Practicando el antes y el después, vuelvo a descubrir que no soy el mismo, que sólo soy un espejismo que se nutre de las costumbres adquiridas. Que no es que el mundo sea pequeño, sino que siempre llevamos a cuestas nuestro pequeño mundo y nos hace falta algo más que otro paisaje para salir de él sin perecer en el intento.

Porque practicando la realidad y el deseo, tristemente lo confieso, he podido saber que yo no he sido río, que no eran trenzas mis brazos. Como tampoco fueron nunca puente los dedos de tus manos.

Aunque sí te digo, lánguida y extraña sirena que siempre tuviste los labios en el mar y los pies en la tierra, que hay ojos por los que no quisiera, de ningún modo, pasar de largo como el agua turbia que todos los ríos se llevan.

Adolescente

La plaza del Pilar se esconde del río, pero no puede olvidar su aliento. Un soplo húmedo que la recorre intempestivamente, como queriendo barrer las hojas secas que nunca podrá tener el suelo sembrado de árboles de hierro que sólo florecen al oscurecer.

Ahora, en esta mañana de domingo de un abril tímido e incipiente, el sol insistente va arrebatando, despacio, el hueco que ocupaba hasta hace un momento la sombra de hielo en los bancos del lateral.

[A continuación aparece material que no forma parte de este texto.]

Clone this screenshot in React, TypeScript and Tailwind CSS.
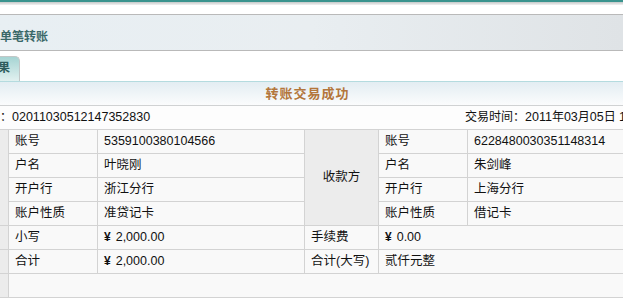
import React from 'react';

const FONT = "font-['Liberation_Sans','Noto_Sans_CJK_SC',sans-serif]";

type CellProps = {
  children?: React.ReactNode;
  className?: string;
};

function Cell({ children, className = '' }: CellProps) {
  return (
    <div className={`flex items-center pl-[6px] bg-[#f9f9f9] whitespace-nowrap ${className}`}>
      {children}
    </div>
  );
}

function Money({ value }: { value: string }) {
  return (
    <span>
      <span className="font-bold text-[12px] mr-[5px]">¥</span>
      {value}
    </span>
  );
}

export default function App() {
  return (
    <div className={`w-[623px] h-[307px] overflow-hidden bg-white text-[12.5px] text-black ${FONT}`}>
      {/* top bar */}
      <div className="h-[2px] bg-[#3a948e]" />
      <div className="h-[3px] bg-gradient-to-b from-[#c4c8c8] to-[#f2f2f2]" />
      <div className="h-[9px]" />

      {/* page title */}
      <div className="h-[37px] border-y border-[#b9b9b9] bg-gradient-to-r from-[#e8eff3] via-[#e9eef1] to-[#dfe3e6]">
        <div className="pt-[15px] leading-[14px] text-[12px] font-bold text-[#3a6868] whitespace-nowrap">
          单笔转账
        </div>
      </div>

      {/* tabs */}
      <div className="h-[31px] flex items-end border-b border-[#b4dbdf]">
        <div className="-ml-[40px] w-[60px] h-[25px] rounded-tr-[5px] border-t border-r border-[#c2c7c7] bg-gradient-to-b from-[#a5d4d3] to-[#e2f1f0] text-right pr-[9px] pt-[4px] leading-[14px] text-[12px] font-bold text-[#2f5c5c] whitespace-nowrap">
          结果
        </div>
      </div>

      {/* result banner */}
      <div className="h-[24px] border-b border-[#d0d2d3] bg-gradient-to-b from-[#e3edf2] to-[#fbfcfd] flex items-center justify-center pr-[8px]">
        <span className="text-[13px] font-bold tracking-[1px] text-[#b3763b]">转账交易成功</span>
      </div>

      {/* serial & time */}
      <div className="h-[23px] flex items-center whitespace-nowrap bg-[#fdfdfd] text-[#111]">
        <span className="-ml-[60px] w-[525px] shrink-0">
          <span className="text-[12px]">交易流水号：</span>02011030512147352830
        </span>
        <span className="shrink-0 text-[12px]">
          交易时间：<span className="text-[12.5px]">2011</span>年<span className="text-[12.5px]">03</span>月<span className="text-[12.5px]">05</span>日 <span className="text-[12.5px]">14:35:21</span>
        </span>
      </div>

      {/* detail table */}
      <div className="-ml-[66px] w-[900px] grid grid-cols-[74px_88px_206px_73px_88px_366px] grid-rows-[repeat(7,23px)] gap-px bg-[#d3d3d3] border-y border-[#d3d3d3] text-[#111]">
        <div className="row-span-4 bg-[#ececec] flex items-center justify-center">付款方</div>
        <Cell>账号</Cell>
        <Cell>5359100380104566</Cell>
        <div className="row-span-4 bg-[#ececec] flex items-center justify-center">收款方</div>
        <Cell>账号</Cell>
        <Cell>6228480030351148314</Cell>

        <Cell>户名</Cell>
        <Cell>叶晓刚</Cell>
        <Cell>户名</Cell>
        <Cell>朱剑峰</Cell>

        <Cell>开户行</Cell>
        <Cell>浙江分行</Cell>
        <Cell>开户行</Cell>
        <Cell>上海分行</Cell>

        <Cell>账户性质</Cell>
        <Cell>准贷记卡</Cell>
        <Cell>账户性质</Cell>
        <Cell>借记卡</Cell>

        <div className="bg-[#ececec]" />
        <Cell>小写</Cell>
        <Cell><Money value="2,000.00" /></Cell>
        <Cell>手续费</Cell>
        <Cell className="col-span-2"><Money value="0.00" /></Cell>

        <div className="bg-[#ececec]" />
        <Cell>合计</Cell>
        <Cell><Money value="2,000.00" /></Cell>
        <Cell>合计(大写)</Cell>
        <Cell className="col-span-2">贰仟元整</Cell>

        <div className="bg-[#ececec]" />
        <Cell className="col-span-5" />
      </div>
    </div>
  );
}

A pesar de todo, tengo que encogerme en el abrigo cuando deambulo por las calles estrechas que hacen del viento otro río, más real, más abierto, que va anegando los huesos y achicando los ojos al frío.

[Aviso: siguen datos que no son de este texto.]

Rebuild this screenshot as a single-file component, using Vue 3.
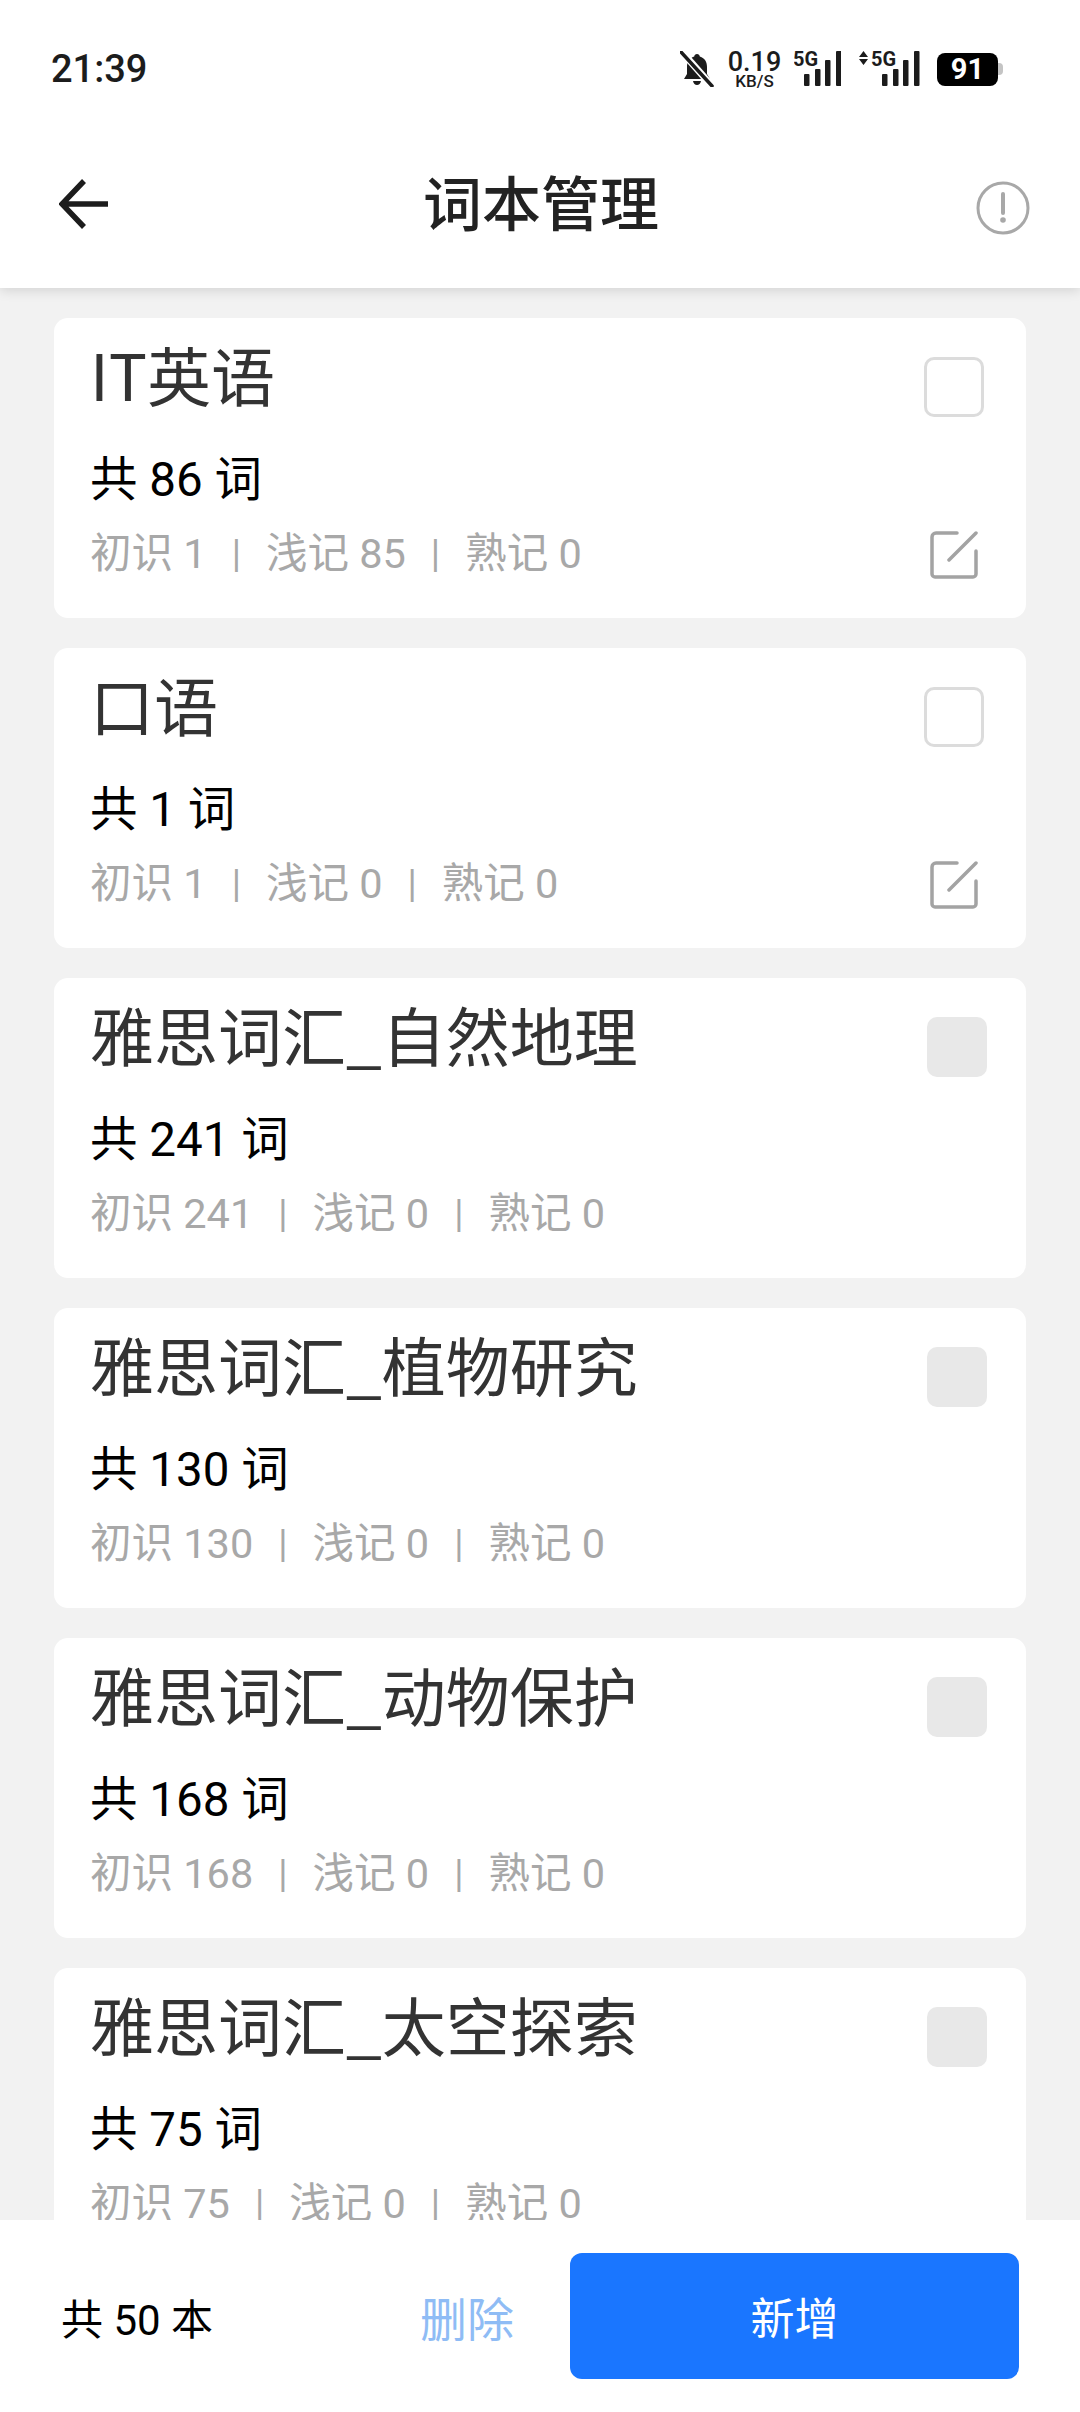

No camino hacia ningún sitio concreto, sino hacia una hora. Un paseo por el tiempo en su avance parsimonioso, tal vez, una pérdida o una derrota. Me dejo resbalar en los minutos que me llevan impaciente a dibujar círculos en la plaza. Buscando, a ratos, sol que ahuyente todas las sombras, especialmente, las que llevo a cuestas allá por donde voy.

Tiembla en el bolsillo la hora exacta de la cita, seguida de tu voz por dentro de mi oído. Me miro desde arriba, solitario en mitad de la plaza, paralelo al río con la mirada perdida, con la voz emisaria, con las manos vacías.

No encuentro qué decirte. La barba blanca que me rasco con la otra mano como arma defensiva no es garantía de madurez ni símbolo inequívoco de la edad. Es sólo un disfraz del que es difícil despojarse, pero que resulta evidente cuando, al otro lado, notas que no sé cómo hablar.

Sin él, como ahora, me resulta imposible no sentirme tan absurdo, tan simple, tan adolescente… Y quisiera crecer deprisa, en un instante, y llegar a hombre antes de que se agote la conversación y estruje el móvil en las manos para no tenerte que decir adiós.